◆ TASK GOAL
Collect each line of the records containing the string "TypeScript".

Items from a data source:
━━━━━━━━━━━━━━━━━━━━

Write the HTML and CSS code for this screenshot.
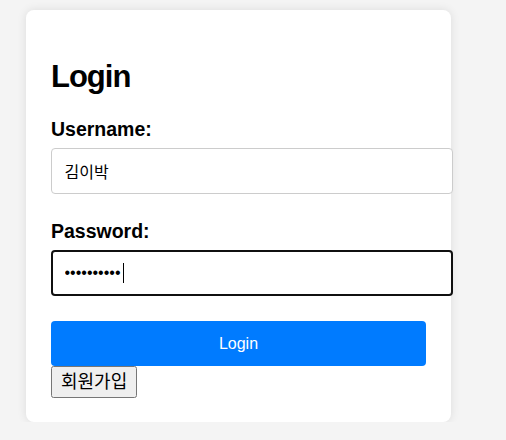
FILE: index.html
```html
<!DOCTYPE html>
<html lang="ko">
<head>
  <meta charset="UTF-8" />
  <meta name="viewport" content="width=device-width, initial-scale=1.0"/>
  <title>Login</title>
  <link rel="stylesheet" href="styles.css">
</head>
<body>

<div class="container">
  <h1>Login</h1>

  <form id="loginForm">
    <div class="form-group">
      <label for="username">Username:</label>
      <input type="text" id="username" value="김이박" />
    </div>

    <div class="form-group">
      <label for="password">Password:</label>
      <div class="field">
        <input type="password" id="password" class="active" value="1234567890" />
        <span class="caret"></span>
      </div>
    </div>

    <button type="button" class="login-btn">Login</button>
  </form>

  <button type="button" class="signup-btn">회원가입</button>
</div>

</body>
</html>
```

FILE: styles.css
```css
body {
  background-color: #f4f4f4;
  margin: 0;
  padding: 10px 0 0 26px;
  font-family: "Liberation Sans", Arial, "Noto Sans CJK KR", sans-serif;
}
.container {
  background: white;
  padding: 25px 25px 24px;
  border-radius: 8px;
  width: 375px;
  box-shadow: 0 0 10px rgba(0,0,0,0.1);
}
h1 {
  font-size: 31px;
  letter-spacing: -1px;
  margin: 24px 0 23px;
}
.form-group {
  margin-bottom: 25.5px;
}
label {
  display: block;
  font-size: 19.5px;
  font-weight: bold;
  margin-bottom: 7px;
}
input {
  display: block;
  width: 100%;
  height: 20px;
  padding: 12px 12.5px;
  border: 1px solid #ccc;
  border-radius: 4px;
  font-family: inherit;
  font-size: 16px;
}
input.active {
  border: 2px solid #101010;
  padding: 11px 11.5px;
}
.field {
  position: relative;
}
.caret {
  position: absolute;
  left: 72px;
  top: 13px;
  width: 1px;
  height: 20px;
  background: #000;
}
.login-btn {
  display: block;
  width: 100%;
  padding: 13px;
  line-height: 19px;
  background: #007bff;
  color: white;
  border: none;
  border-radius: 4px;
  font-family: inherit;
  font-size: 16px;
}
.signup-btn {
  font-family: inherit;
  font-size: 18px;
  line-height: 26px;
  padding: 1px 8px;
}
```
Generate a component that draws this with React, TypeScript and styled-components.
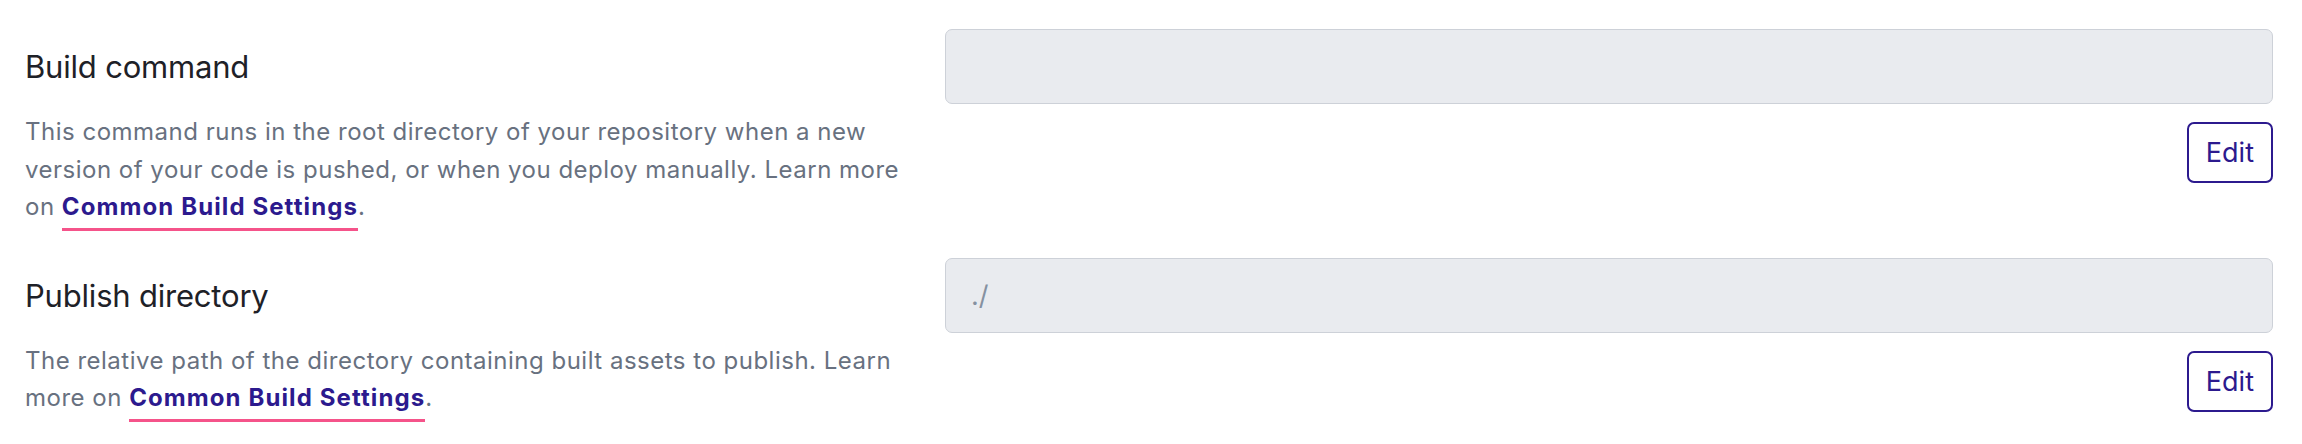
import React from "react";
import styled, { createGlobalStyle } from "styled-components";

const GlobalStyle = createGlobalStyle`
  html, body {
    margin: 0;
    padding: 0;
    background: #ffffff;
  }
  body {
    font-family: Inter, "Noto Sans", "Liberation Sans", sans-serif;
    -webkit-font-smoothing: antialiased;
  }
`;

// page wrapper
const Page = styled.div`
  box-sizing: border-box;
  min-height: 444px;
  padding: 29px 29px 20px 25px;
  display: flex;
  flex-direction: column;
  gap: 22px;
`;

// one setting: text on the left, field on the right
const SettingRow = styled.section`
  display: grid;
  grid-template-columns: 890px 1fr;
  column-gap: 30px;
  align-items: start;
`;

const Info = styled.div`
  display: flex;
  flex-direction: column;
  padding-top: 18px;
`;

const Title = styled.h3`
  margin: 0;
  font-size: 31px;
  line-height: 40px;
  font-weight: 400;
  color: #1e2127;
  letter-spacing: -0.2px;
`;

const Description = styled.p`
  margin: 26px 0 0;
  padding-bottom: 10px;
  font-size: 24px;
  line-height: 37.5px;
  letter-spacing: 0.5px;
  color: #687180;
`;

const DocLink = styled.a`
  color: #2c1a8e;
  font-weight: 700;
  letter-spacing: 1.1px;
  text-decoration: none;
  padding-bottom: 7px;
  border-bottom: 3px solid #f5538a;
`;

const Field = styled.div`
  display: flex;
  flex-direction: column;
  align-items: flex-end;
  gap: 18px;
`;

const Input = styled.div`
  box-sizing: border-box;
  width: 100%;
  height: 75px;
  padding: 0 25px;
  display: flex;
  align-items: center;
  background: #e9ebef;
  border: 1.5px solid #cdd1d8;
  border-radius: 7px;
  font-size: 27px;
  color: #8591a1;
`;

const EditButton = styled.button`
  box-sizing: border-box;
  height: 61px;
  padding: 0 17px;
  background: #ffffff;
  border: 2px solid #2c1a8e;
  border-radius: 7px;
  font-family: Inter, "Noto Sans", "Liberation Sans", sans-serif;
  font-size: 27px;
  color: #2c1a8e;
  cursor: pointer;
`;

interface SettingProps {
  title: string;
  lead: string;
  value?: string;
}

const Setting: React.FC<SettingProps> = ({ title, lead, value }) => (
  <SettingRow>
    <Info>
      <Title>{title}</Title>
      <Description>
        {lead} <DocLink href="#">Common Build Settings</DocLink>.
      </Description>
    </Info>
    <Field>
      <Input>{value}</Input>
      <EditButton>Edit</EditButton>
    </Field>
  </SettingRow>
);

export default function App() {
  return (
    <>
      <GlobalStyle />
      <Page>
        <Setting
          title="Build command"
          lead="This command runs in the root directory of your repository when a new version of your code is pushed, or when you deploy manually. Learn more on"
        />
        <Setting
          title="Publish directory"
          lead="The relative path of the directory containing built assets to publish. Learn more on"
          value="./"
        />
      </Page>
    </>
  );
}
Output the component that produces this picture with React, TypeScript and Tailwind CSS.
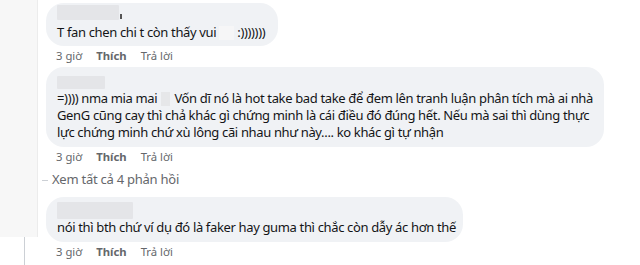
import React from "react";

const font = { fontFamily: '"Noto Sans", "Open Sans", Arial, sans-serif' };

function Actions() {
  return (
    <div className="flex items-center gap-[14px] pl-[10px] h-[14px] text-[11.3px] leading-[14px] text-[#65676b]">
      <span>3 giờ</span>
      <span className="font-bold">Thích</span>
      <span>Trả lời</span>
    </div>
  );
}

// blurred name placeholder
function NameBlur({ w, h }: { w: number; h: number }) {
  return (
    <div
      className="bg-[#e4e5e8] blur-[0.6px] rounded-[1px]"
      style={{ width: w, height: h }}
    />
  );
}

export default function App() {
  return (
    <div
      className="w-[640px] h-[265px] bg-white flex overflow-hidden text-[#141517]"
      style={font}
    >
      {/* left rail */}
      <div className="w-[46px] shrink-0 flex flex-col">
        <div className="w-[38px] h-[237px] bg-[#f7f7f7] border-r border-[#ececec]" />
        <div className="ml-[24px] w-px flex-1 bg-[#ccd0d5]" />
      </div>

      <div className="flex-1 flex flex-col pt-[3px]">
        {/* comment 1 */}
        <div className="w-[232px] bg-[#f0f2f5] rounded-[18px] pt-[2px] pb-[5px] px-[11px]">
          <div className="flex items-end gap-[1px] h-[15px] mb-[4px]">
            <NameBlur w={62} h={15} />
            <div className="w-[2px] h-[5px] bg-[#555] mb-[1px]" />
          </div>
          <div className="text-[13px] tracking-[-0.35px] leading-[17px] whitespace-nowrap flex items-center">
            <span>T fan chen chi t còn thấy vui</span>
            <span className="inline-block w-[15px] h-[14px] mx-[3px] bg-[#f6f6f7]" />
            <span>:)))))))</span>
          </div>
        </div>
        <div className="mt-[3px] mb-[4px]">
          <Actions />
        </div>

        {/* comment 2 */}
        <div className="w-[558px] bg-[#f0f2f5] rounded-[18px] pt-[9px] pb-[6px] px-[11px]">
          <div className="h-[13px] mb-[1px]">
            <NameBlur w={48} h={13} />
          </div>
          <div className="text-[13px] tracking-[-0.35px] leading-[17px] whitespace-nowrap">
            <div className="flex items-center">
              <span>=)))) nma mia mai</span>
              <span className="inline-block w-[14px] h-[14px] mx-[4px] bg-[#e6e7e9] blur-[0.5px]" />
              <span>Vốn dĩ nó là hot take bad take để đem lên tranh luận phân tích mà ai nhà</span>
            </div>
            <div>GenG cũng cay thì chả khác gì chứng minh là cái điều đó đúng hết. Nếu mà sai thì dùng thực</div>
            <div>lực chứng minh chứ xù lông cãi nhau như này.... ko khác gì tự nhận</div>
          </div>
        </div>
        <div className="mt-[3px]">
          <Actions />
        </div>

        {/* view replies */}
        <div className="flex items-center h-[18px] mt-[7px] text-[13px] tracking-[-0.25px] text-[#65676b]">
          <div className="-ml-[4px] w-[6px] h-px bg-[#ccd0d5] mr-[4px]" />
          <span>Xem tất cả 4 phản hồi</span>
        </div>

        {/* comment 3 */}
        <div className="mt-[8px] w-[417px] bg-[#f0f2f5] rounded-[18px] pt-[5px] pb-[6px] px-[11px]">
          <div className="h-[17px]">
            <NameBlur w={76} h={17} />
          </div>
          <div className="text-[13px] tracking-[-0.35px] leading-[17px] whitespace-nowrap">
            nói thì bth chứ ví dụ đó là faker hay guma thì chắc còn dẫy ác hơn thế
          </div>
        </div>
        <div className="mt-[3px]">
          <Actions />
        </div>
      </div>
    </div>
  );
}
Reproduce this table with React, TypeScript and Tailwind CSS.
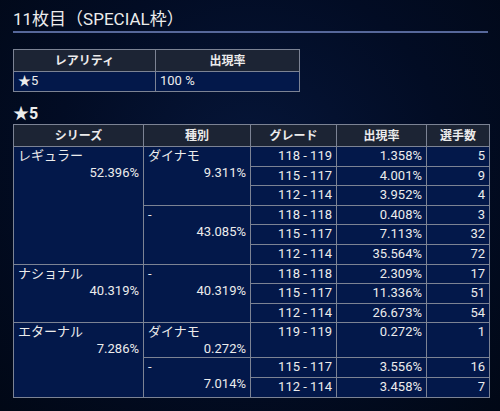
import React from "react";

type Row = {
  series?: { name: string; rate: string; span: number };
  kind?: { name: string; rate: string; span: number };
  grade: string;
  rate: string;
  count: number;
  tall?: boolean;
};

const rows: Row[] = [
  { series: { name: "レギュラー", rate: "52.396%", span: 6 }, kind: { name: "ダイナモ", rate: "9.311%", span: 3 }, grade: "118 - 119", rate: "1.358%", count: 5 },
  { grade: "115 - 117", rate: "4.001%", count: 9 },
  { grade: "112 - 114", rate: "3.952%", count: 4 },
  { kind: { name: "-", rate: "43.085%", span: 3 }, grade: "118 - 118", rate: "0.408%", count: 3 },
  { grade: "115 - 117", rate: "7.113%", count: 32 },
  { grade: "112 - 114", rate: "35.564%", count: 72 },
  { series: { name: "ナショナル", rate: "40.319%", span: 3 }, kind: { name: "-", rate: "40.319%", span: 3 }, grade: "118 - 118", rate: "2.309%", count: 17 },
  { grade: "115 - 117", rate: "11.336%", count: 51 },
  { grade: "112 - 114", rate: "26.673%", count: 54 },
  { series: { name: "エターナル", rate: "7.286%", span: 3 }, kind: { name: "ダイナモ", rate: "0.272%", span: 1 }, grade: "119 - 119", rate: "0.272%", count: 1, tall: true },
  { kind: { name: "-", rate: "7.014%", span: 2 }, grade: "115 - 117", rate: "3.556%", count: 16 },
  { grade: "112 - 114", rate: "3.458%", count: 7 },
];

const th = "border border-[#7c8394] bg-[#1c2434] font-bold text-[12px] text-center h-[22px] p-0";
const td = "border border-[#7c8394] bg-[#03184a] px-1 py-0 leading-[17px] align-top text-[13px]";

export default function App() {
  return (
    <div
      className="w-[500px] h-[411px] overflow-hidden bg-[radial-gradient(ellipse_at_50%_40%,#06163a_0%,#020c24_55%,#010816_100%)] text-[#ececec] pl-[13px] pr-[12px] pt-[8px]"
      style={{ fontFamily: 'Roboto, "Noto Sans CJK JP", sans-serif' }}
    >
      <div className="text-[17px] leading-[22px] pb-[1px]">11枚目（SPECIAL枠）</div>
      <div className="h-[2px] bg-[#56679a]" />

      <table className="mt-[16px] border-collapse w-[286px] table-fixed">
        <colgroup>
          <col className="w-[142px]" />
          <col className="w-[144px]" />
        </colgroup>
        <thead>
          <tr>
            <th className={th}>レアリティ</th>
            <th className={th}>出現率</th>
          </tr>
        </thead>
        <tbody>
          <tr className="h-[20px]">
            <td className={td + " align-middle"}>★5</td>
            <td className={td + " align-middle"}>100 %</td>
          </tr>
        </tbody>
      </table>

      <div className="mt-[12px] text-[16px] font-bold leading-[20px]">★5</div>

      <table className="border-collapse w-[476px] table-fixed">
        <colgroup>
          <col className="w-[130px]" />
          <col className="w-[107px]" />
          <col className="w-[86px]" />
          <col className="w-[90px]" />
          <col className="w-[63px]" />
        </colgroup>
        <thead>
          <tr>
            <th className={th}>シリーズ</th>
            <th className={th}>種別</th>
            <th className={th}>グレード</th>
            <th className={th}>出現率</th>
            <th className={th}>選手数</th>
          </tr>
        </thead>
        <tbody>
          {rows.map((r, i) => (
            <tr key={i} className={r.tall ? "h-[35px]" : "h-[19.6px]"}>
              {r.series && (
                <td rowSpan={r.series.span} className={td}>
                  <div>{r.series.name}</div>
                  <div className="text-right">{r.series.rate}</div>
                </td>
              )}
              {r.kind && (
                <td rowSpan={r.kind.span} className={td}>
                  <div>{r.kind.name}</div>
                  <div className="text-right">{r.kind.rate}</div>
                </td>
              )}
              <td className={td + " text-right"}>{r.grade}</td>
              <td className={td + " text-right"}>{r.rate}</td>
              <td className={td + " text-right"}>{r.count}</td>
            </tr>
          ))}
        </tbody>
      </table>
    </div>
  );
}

━━━━━━━━━━━━━━━━━━━━

◆ EXPECTED OUTPUT
Generate a component that draws this with React, TypeScript and styled-components.
Output the component that produces this picture with React, TypeScript and Tailwind CSS.
Reproduce this table with React, TypeScript and Tailwind CSS.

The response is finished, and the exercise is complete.